> [Dataset rows]

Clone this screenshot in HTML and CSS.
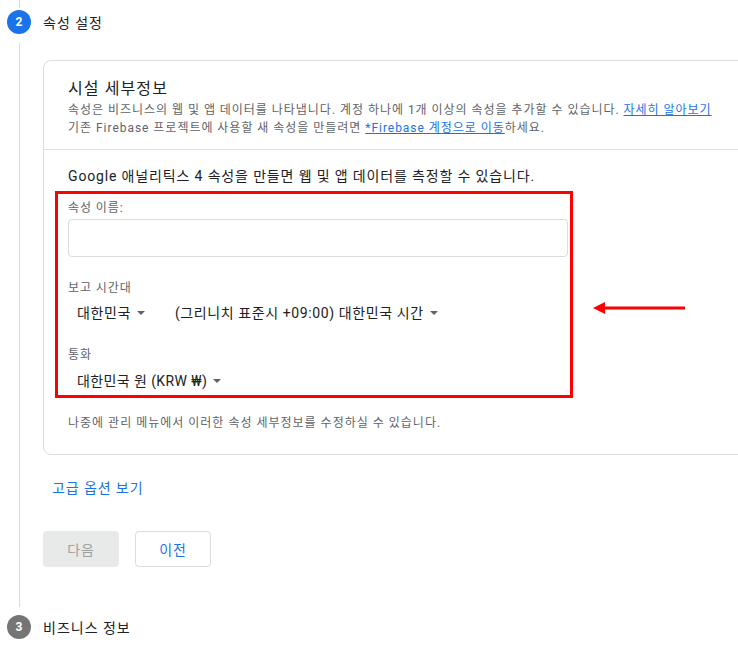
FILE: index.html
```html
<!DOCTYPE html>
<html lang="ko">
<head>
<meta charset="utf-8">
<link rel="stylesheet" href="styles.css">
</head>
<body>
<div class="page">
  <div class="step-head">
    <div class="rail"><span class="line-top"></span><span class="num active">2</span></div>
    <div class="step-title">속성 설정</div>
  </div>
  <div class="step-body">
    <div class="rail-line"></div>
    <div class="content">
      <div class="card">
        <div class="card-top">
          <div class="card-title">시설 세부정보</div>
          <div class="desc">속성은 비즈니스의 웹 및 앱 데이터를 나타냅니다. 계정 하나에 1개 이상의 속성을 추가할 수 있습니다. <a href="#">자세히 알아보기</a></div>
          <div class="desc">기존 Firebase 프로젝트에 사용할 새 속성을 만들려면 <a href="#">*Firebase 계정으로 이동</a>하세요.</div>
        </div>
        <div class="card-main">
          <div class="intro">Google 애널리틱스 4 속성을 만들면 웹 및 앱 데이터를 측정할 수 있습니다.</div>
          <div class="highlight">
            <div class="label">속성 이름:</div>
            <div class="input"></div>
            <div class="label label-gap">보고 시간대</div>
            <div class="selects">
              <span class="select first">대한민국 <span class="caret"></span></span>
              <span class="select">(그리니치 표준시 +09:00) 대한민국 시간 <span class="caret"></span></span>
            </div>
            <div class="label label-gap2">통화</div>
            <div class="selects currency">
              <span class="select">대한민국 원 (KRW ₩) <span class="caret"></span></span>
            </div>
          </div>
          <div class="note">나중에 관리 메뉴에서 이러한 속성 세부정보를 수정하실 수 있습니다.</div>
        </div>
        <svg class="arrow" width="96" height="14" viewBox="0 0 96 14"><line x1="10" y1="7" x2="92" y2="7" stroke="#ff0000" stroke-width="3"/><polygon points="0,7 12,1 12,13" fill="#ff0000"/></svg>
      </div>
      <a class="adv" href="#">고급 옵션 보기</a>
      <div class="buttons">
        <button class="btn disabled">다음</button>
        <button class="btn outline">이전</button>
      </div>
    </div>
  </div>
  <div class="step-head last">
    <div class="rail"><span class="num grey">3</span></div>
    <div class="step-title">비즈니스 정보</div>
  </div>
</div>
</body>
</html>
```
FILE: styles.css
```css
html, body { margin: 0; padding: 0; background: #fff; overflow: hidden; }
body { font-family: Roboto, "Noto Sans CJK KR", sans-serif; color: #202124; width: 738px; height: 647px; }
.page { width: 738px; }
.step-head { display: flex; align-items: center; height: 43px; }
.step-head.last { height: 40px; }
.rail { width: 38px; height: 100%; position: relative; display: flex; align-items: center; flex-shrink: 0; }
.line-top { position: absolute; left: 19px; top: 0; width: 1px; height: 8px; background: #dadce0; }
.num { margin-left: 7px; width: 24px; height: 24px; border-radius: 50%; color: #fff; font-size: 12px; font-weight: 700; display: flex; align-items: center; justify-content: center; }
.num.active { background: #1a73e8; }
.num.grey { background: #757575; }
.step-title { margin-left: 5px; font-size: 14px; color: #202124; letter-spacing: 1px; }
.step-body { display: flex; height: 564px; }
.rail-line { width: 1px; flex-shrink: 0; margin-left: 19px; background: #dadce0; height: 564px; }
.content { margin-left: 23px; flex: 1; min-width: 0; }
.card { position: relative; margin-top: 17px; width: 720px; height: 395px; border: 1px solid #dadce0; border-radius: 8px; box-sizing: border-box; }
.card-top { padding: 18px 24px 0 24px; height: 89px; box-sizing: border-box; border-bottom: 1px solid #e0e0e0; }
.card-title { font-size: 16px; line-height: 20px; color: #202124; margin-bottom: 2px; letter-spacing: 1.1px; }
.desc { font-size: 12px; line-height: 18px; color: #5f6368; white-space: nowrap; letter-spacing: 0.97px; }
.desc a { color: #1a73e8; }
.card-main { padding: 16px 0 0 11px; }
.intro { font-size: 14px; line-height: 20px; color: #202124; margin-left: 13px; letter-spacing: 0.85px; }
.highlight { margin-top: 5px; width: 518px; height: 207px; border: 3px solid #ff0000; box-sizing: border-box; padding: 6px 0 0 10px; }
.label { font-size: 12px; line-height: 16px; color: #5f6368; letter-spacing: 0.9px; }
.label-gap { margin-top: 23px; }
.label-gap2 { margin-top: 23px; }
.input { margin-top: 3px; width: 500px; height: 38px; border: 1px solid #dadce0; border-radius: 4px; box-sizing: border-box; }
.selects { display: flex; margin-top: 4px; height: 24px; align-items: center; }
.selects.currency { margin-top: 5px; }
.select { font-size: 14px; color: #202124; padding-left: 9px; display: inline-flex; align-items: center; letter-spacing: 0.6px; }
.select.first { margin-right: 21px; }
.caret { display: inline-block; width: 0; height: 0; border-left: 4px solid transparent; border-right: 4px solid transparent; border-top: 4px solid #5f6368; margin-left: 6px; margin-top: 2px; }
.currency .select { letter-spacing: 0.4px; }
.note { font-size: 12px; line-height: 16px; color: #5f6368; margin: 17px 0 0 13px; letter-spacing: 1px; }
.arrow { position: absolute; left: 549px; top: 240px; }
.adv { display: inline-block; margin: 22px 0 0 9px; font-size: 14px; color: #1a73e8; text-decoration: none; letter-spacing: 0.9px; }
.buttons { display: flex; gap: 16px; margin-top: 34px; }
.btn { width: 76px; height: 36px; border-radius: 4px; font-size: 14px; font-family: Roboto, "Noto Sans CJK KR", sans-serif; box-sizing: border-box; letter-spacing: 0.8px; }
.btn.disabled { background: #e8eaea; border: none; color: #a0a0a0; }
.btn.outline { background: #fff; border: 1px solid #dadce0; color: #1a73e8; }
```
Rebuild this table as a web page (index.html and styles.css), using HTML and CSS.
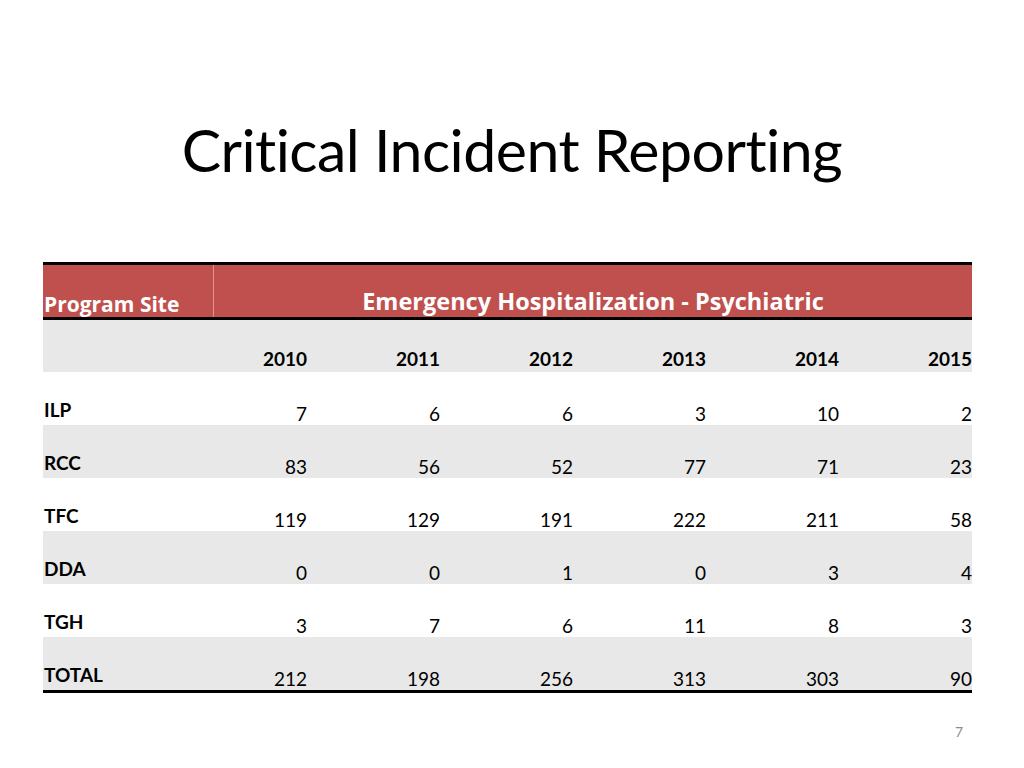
* * *
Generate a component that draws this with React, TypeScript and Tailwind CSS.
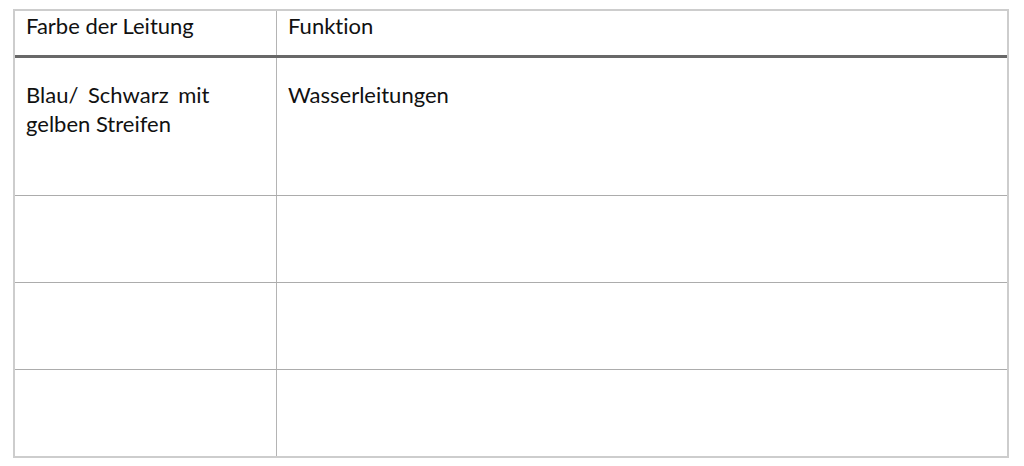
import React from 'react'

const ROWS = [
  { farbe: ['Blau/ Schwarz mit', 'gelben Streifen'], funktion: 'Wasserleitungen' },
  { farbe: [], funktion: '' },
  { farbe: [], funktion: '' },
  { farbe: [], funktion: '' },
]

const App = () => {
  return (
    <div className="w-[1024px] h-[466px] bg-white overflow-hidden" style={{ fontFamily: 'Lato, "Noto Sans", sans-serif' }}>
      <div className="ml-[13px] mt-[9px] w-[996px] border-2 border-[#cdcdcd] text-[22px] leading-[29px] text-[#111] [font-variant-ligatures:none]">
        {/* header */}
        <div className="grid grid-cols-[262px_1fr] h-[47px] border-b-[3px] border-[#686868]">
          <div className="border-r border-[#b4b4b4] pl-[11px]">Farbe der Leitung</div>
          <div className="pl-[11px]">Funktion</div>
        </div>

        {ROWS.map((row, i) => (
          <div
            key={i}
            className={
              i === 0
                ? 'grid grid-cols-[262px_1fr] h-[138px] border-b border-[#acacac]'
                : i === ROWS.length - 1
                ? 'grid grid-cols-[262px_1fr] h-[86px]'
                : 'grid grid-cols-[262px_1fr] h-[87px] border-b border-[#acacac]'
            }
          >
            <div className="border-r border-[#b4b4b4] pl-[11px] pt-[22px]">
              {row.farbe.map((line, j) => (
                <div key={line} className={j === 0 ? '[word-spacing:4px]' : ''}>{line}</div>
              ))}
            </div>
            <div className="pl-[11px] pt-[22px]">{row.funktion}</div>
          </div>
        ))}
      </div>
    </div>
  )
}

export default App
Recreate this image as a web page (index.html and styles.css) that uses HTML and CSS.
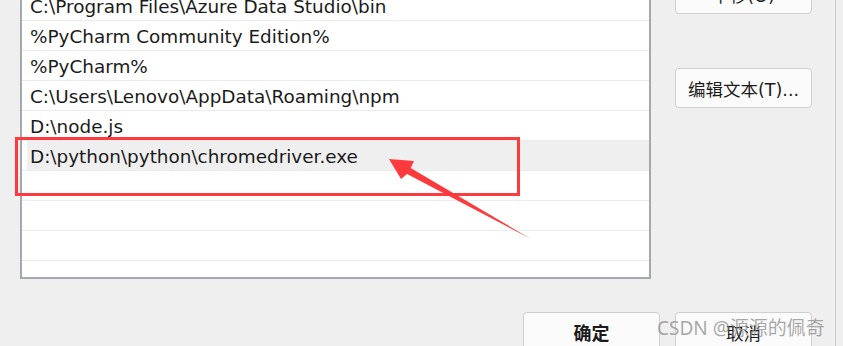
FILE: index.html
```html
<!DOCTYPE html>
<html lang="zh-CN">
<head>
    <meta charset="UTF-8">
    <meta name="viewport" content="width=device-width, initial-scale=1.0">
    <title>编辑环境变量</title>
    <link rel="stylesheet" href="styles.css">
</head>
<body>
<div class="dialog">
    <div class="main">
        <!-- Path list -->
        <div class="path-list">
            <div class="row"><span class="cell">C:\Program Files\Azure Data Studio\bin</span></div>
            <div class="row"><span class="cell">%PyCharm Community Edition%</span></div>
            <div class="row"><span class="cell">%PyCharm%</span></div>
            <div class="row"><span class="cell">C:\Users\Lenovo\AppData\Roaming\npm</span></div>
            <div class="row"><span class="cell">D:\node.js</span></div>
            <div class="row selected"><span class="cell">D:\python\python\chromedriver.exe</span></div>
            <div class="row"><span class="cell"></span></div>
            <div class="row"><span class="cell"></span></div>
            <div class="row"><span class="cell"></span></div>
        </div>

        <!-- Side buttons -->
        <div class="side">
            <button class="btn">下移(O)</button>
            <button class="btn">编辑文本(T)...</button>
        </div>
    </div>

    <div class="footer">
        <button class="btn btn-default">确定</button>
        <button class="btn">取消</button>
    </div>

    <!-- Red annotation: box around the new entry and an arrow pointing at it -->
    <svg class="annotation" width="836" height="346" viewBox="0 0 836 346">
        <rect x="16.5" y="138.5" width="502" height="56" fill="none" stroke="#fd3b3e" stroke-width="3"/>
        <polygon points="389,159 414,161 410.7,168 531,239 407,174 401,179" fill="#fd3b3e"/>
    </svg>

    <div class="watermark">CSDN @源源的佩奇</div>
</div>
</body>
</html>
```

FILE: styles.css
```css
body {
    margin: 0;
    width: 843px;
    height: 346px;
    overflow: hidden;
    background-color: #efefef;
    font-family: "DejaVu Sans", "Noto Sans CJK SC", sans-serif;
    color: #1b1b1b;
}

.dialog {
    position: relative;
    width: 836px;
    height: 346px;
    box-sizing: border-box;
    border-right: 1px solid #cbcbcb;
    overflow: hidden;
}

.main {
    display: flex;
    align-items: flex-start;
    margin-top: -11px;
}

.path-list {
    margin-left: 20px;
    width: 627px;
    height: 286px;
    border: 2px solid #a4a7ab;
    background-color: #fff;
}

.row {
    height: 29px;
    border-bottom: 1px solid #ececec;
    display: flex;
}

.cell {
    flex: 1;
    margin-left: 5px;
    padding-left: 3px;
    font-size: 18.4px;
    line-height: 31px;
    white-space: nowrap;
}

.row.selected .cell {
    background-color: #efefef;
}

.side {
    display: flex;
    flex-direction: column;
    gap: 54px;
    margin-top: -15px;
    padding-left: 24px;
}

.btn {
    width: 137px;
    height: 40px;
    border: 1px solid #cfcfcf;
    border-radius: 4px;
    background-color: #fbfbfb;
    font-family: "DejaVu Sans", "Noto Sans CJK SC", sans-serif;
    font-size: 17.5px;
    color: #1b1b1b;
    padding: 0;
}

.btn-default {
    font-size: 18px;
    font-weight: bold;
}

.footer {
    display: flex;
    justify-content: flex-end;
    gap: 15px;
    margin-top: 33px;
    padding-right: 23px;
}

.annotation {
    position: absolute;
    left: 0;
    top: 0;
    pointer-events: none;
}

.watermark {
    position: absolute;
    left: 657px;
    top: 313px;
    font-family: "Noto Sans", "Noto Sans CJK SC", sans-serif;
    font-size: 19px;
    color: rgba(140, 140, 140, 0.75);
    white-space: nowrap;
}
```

> [The request] Pick out every line holding the string "React" and return it.

> [Solved problem]
Generate a component that draws this with React, TypeScript and Tailwind CSS.
import React from 'react'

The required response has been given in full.